Print the records below word for word, but leave out the pictures.

■ RECORDED INFORMATION:
◇ ◇ ◇ ◇ ◇
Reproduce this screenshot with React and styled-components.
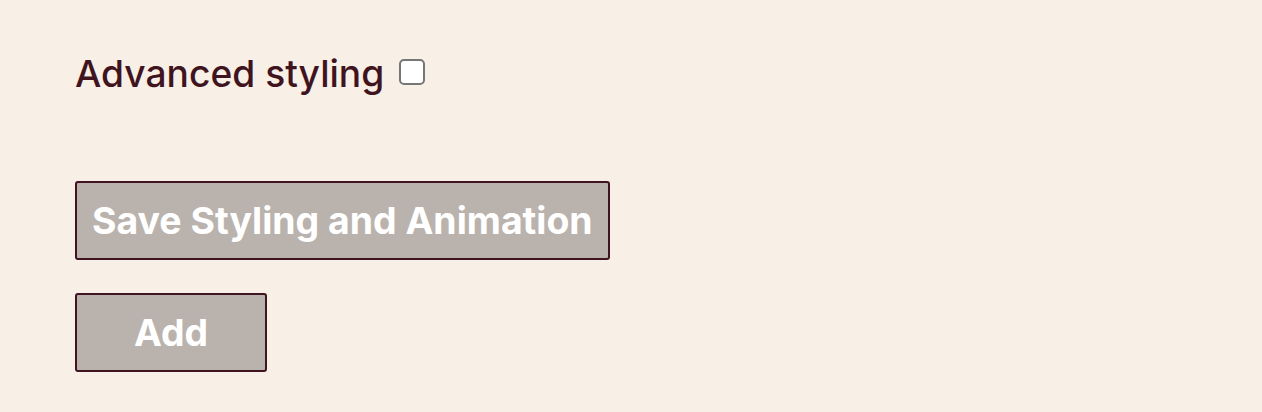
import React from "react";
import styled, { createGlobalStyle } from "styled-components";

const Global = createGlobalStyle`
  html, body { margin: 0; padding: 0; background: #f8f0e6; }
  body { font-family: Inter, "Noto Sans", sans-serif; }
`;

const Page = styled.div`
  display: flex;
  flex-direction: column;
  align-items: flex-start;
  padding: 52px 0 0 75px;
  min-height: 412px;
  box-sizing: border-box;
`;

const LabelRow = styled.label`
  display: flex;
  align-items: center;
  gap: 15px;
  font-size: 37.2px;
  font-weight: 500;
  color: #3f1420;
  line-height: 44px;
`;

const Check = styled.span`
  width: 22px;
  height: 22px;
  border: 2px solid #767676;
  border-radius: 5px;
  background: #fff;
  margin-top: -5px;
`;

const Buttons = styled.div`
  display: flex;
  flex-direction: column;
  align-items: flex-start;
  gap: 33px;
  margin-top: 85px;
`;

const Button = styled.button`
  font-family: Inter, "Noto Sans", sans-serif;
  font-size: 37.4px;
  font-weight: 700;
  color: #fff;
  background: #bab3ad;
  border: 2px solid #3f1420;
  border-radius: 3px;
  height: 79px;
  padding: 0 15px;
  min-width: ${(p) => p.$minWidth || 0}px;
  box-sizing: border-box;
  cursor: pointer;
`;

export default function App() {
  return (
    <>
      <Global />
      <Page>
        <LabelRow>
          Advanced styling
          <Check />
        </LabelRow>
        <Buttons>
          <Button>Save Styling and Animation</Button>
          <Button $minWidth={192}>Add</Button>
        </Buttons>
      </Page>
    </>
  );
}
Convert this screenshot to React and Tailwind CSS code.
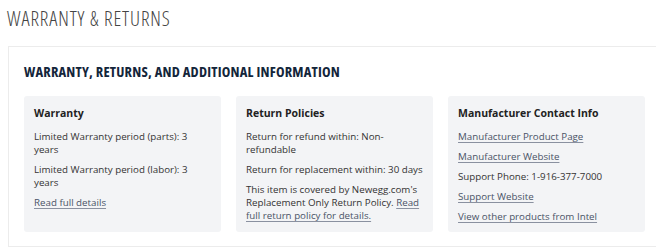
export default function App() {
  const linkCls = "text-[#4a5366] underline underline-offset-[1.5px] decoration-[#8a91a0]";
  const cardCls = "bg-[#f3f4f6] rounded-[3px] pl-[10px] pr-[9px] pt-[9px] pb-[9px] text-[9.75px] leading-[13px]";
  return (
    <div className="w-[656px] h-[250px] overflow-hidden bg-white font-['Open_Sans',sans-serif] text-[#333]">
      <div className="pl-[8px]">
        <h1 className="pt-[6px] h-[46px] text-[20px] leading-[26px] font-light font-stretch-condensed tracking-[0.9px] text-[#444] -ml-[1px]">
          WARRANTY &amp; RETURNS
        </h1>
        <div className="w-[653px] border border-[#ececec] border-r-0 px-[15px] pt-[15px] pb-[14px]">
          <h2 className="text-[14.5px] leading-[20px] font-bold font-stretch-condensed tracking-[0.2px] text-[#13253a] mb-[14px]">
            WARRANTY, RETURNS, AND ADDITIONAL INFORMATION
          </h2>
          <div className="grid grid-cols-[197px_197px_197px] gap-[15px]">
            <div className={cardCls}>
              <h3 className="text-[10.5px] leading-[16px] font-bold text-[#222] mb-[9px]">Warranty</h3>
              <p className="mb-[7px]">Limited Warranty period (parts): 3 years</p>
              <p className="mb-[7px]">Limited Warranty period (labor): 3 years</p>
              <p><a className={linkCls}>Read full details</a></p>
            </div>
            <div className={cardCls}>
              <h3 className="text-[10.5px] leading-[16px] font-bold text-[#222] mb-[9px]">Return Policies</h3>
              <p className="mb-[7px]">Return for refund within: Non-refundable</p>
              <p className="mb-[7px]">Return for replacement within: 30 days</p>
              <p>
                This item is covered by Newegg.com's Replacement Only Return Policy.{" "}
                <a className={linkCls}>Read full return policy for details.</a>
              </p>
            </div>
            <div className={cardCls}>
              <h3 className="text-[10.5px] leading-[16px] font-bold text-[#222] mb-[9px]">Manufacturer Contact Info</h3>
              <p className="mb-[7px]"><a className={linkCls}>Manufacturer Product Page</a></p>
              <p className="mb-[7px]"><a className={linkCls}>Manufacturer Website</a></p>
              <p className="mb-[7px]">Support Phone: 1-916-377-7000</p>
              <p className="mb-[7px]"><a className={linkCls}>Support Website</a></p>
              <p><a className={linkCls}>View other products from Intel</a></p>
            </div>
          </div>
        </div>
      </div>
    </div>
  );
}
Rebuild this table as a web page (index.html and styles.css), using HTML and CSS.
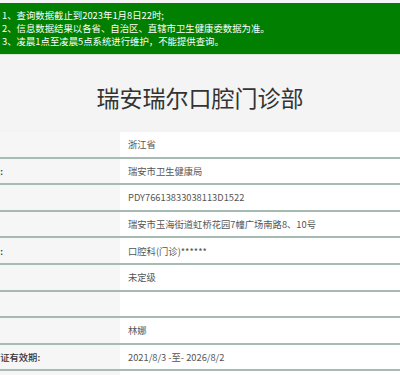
◇ ◇ ◇ ◇ ◇
■ SOLUTION:
Reproduce this screenshot with React and styled-components.
import React from "react";
import styled, { createGlobalStyle } from "styled-components";

const Global = createGlobalStyle`
  html, body { margin: 0; padding: 0; background: #f8f0e6; }
  body { font-family: Inter, "Noto Sans", sans-serif; }
`;

const Page = styled.div`
  display: flex;
  flex-direction: column;
  align-items: flex-start;
  padding: 52px 0 0 75px;
  min-height: 412px;
  box-sizing: border-box;
`;

const LabelRow = styled.label`
  display: flex;
  align-items: center;
  gap: 15px;
  font-size: 37.2px;
  font-weight: 500;
  color: #3f1420;
  line-height: 44px;
`;

const Check = styled.span`
  width: 22px;
  height: 22px;
  border: 2px solid #767676;
  border-radius: 5px;
  background: #fff;
  margin-top: -5px;
`;

const Buttons = styled.div`
  display: flex;
  flex-direction: column;
  align-items: flex-start;
  gap: 33px;
  margin-top: 85px;
`;

const Button = styled.button`
  font-family: Inter, "Noto Sans", sans-serif;
  font-size: 37.4px;
  font-weight: 700;
  color: #fff;
  background: #bab3ad;
  border: 2px solid #3f1420;
  border-radius: 3px;
  height: 79px;
  padding: 0 15px;
  min-width: ${(p) => p.$minWidth || 0}px;
  box-sizing: border-box;
  cursor: pointer;
`;

export default function App() {
  return (
    <>
      <Global />
      <Page>
        <LabelRow>
          Advanced styling
          <Check />
        </LabelRow>
        <Buttons>
          <Button>Save Styling and Animation</Button>
          <Button $minWidth={192}>Add</Button>
        </Buttons>
      </Page>
    </>
  );
}
Convert this screenshot to React and Tailwind CSS code.
export default function App() {
  const linkCls = "text-[#4a5366] underline underline-offset-[1.5px] decoration-[#8a91a0]";
  const cardCls = "bg-[#f3f4f6] rounded-[3px] pl-[10px] pr-[9px] pt-[9px] pb-[9px] text-[9.75px] leading-[13px]";
  return (
    <div className="w-[656px] h-[250px] overflow-hidden bg-white font-['Open_Sans',sans-serif] text-[#333]">
      <div className="pl-[8px]">
        <h1 className="pt-[6px] h-[46px] text-[20px] leading-[26px] font-light font-stretch-condensed tracking-[0.9px] text-[#444] -ml-[1px]">
          WARRANTY &amp; RETURNS
        </h1>
        <div className="w-[653px] border border-[#ececec] border-r-0 px-[15px] pt-[15px] pb-[14px]">
          <h2 className="text-[14.5px] leading-[20px] font-bold font-stretch-condensed tracking-[0.2px] text-[#13253a] mb-[14px]">
            WARRANTY, RETURNS, AND ADDITIONAL INFORMATION
          </h2>
          <div className="grid grid-cols-[197px_197px_197px] gap-[15px]">
            <div className={cardCls}>
              <h3 className="text-[10.5px] leading-[16px] font-bold text-[#222] mb-[9px]">Warranty</h3>
              <p className="mb-[7px]">Limited Warranty period (parts): 3 years</p>
              <p className="mb-[7px]">Limited Warranty period (labor): 3 years</p>
              <p><a className={linkCls}>Read full details</a></p>
            </div>
            <div className={cardCls}>
              <h3 className="text-[10.5px] leading-[16px] font-bold text-[#222] mb-[9px]">Return Policies</h3>
              <p className="mb-[7px]">Return for refund within: Non-refundable</p>
              <p className="mb-[7px]">Return for replacement within: 30 days</p>
              <p>
                This item is covered by Newegg.com's Replacement Only Return Policy.{" "}
                <a className={linkCls}>Read full return policy for details.</a>
              </p>
            </div>
            <div className={cardCls}>
              <h3 className="text-[10.5px] leading-[16px] font-bold text-[#222] mb-[9px]">Manufacturer Contact Info</h3>
              <p className="mb-[7px]"><a className={linkCls}>Manufacturer Product Page</a></p>
              <p className="mb-[7px]"><a className={linkCls}>Manufacturer Website</a></p>
              <p className="mb-[7px]">Support Phone: 1-916-377-7000</p>
              <p className="mb-[7px]"><a className={linkCls}>Support Website</a></p>
              <p><a className={linkCls}>View other products from Intel</a></p>
            </div>
          </div>
        </div>
      </div>
    </div>
  );
}
Rebuild this table as a web page (index.html and styles.css), using HTML and CSS.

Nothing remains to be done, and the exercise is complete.